◆ INSTRUCTIONS TO FOLLOW
Starting with the first line of the data below, copy each line up to and including the one containing "#0088ff 0%, #0066cc". Pictures stay out.

◆ DATA EXTRACT
════════════════
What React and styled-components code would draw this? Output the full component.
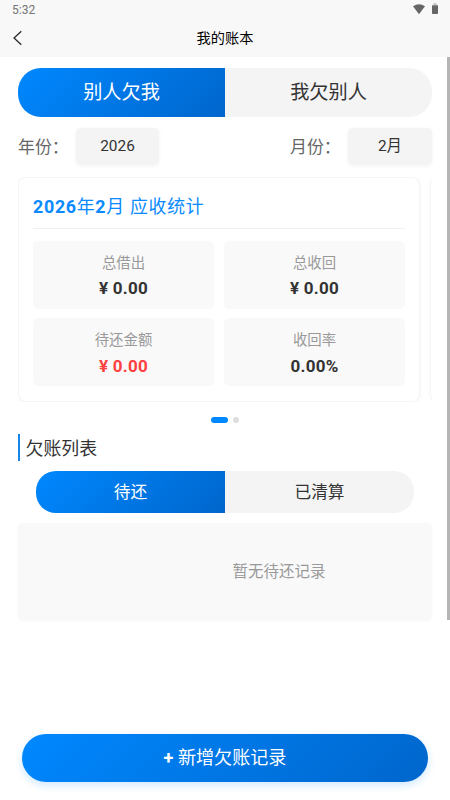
import React from "react";
import styled, { createGlobalStyle } from "styled-components";

const GlobalStyle = createGlobalStyle`
  * { box-sizing: border-box; }
  body {
    margin: 0;
    background: #fff;
    font-family: Roboto, "Noto Sans CJK SC", sans-serif;
    color: #333;
    overflow: hidden;
  }
`;

const blueGradient = "linear-gradient(135deg, #0088ff 0%, #0066cc 100%)";

const Screen = styled.div`
  width: 450px;
  height: 800px;
  display: flex;
  flex-direction: column;
  position: relative;
  overflow: hidden;
`;

const Top = styled.header`
  height: 57px;
  flex: none;
  background: #f8f8f8;
`;

const StatusBar = styled.div`
  height: 20px;
  padding: 0 11px 0 12px;
  display: flex;
  align-items: center;
  justify-content: space-between;
  font-size: 12px;
  line-height: 20px;
  color: #757575;
`;

const StatusIcons = styled.div`
  display: flex;
  gap: 5px;
  height: 20px;
`;

const NavBar = styled.div`
  height: 37px;
  display: grid;
  grid-template-columns: 36px 1fr 36px;
  align-items: start;
`;

const NavTitle = styled.h1`
  margin: 0;
  text-align: center;
  font-size: 14.2px;
  font-weight: 400;
  line-height: 37px;
  color: #000;
`;

const BackIcon = styled.svg`
  display: block;
  margin: 10px 0 0 12px;
`;

const Content = styled.main`
  flex: 1;
  padding: 11px 18px 0;
  display: flex;
  flex-direction: column;
`;

const Segmented = styled.div`
  flex: none;
  display: grid;
  grid-template-columns: 1fr 1fr;
  height: ${(p) => (p.$small ? "41.5px" : "49px")};
  margin: ${(p) => (p.$small ? "10px 18px 0" : "0")};
  border-radius: ${(p) => (p.$small ? "20px" : "23px")};
  background: #f4f4f4;
  overflow: hidden;
  font-size: ${(p) => (p.$small ? "16.7px" : "19.2px")};
  line-height: ${(p) => (p.$small ? "43px" : "49px")};
  text-align: center;
`;

const Segment = styled.div`
  background: ${(p) => (p.$active ? blueGradient : "transparent")};
  color: ${(p) => (p.$active ? "#fff" : "#333")};
`;

const Filters = styled.div`
  margin-top: 11px;
  height: 37px;
  flex: none;
  display: flex;
  justify-content: space-between;
`;

const Filter = styled.div`
  display: flex;
  gap: 7px;
`;

const FilterLabel = styled.span`
  width: 51px;
  font-size: 16.9px;
  line-height: 38px;
  color: #666;
  white-space: nowrap;
`;

const Picker = styled.div`
  width: ${(p) => p.$width};
  height: 37px;
  border-radius: 5px;
  background: #f4f4f4;
  box-shadow: 0 1px 4px rgba(0, 0, 0, 0.05);
  text-align: center;
  font-size: 15.4px;
  line-height: 36px;
  color: #333;
`;

const Carousel = styled.div`
  margin-top: 12px;
  height: 225px;
  flex: none;
  display: flex;
  gap: 10px;
  overflow: hidden;
`;

const StatCard = styled.section`
  width: 402px;
  flex: none;
  height: 225px;
  padding: 14px;
  border: 1px solid #f5f5f5;
  border-radius: 8px;
  background: #fff;
  box-shadow: 0 1px 5px rgba(0, 0, 0, 0.04);
`;

const StatTitle = styled.h2`
  margin: 0;
  height: 37px;
  border-bottom: 1px solid #f0f0f0;
  font-size: 17.9px;
  font-weight: 400;
  letter-spacing: 0.68px;
  line-height: 29px;
  color: #0a8aff;
`;

const StatGrid = styled.div`
  margin-top: 12px;
  display: grid;
  grid-template-columns: 181px 181px;
  grid-auto-rows: 68px;
  gap: 9.4px 10px;
`;

const Stat = styled.div`
  padding-top: 10px;
  border-radius: 5px;
  background: #f9f9f9;
  text-align: center;
`;

const StatLabel = styled.div`
  height: 24px;
  font-size: 14.4px;
  line-height: 25px;
  color: #999;
`;

const StatValue = styled.div`
  margin-top: 0.4px;
  font-size: 17px;
  font-weight: 700;
  line-height: 26px;
  letter-spacing: 0.25px;
  color: ${(p) => (p.$danger ? "#ff4040" : "#333")};
`;

const Dots = styled.div`
  flex: none;
  margin-top: 14px;
  height: 7px;
  display: flex;
  align-items: center;
  justify-content: center;
  gap: 5px;
`;

const Dot = styled.i`
  width: ${(p) => (p.$active ? "17px" : "6px")};
  height: 6px;
  border-radius: 3px;
  background: ${(p) => (p.$active ? "#0088ff" : "#ddd")};
`;

const ListTitle = styled.h2`
  flex: none;
  margin: 11px 0 0;
  height: 27px;
  padding-left: 5.5px;
  border-left: 2px solid #1686e8;
  font-size: 17.9px;
  font-weight: 400;
  line-height: 30px;
  color: #333;
`;

const Empty = styled.div`
  flex: none;
  margin-top: 10px;
  height: 97px;
  padding-left: 108px;
  border-radius: 5px;
  background: #f9f9f9;
  box-shadow: 0 1px 3px rgba(0, 0, 0, 0.035);
  text-align: center;
  font-size: 15.5px;
  line-height: 99px;
  color: #999;
`;

const AddButton = styled.button`
  flex: none;
  height: 48px;
  margin: 0 22px 18px;
  padding: 0 0 4px;
  border: 0;
  border-radius: 24px;
  background: ${blueGradient};
  box-shadow: 0 3px 9px rgba(0, 136, 255, 0.2);
  color: #fff;
  font: 400 18.1px Roboto, "Noto Sans CJK SC", sans-serif;
`;

const ScrollThumb = styled.div`
  position: absolute;
  top: 57px;
  right: 0;
  width: 3px;
  height: 563px;
  background: #b5b5b5;
`;

const stats = [
  { label: "总借出", value: "¥ 0.00" },
  { label: "总收回", value: "¥ 0.00" },
  { label: "待还金额", value: "¥ 0.00", danger: true },
  { label: "收回率", value: "0.00%" },
];

export default function App() {
  return (
    <Screen>
      <GlobalStyle />
      <Top>
        <StatusBar>
          <span>5:32</span>
          <StatusIcons>
            <svg width="14" height="20" viewBox="0 0 14 20">
              <path d="M1 6.2Q7 2.2 13 6.2L7 14.2Z" fill="#666" />
            </svg>
            <svg width="8" height="20" viewBox="0 0 8 20">
              <path d="M2.5 3.3H5.5V5H7V8H1V5H2.5Z" fill="#bbb" />
              <path d="M1 5.6H7V13.3Q7 14 6.3 14H1.7Q1 14 1 13.3Z" fill="#666" />
            </svg>
          </StatusIcons>
        </StatusBar>
        <NavBar>
          <BackIcon width="12" height="16" viewBox="0 0 12 16">
            <path d="M9.3 1.3L2 8L9.3 14.7" fill="none" stroke="#222" strokeWidth="1.2" />
          </BackIcon>
          <NavTitle>我的账本</NavTitle>
        </NavBar>
      </Top>
      <Content>
        <Segmented>
          <Segment $active>别人欠我</Segment>
          <Segment>我欠别人</Segment>
        </Segmented>
        <Filters>
          <Filter>
            <FilterLabel>年份：</FilterLabel>
            <Picker $width="83px">2026</Picker>
          </Filter>
          <Filter>
            <FilterLabel>月份：</FilterLabel>
            <Picker $width="84px">2月</Picker>
          </Filter>
        </Filters>
        <Carousel>
          <StatCard>
            <StatTitle>
              <b>2026</b>年<b>2</b>月 应收统计
            </StatTitle>
            <StatGrid>
              {stats.map((s) => (
                <Stat key={s.label}>
                  <StatLabel>{s.label}</StatLabel>
                  <StatValue $danger={s.danger}>{s.value}</StatValue>
                </Stat>
              ))}
            </StatGrid>
          </StatCard>
          <StatCard />
        </Carousel>
        <Dots>
          <Dot $active />
          <Dot />
        </Dots>
        <ListTitle>欠账列表</ListTitle>
        <Segmented $small>
          <Segment $active>待还</Segment>
          <Segment>已清算</Segment>
        </Segmented>
        <Empty>暂无待还记录</Empty>
      </Content>
      <AddButton>
        <b>+</b> 新增欠账记录
      </AddButton>
      <ScrollThumb />
    </Screen>
  );
}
════════════════
◆ TASK ANSWER
What React and styled-components code would draw this? Output the full component.
import React from "react";
import styled, { createGlobalStyle } from "styled-components";

const GlobalStyle = createGlobalStyle`
  * { box-sizing: border-box; }
  body {
    margin: 0;
    background: #fff;
    font-family: Roboto, "Noto Sans CJK SC", sans-serif;
    color: #333;
    overflow: hidden;
  }
`;

const blueGradient = "linear-gradient(135deg, #0088ff 0%, #0066cc 100%)";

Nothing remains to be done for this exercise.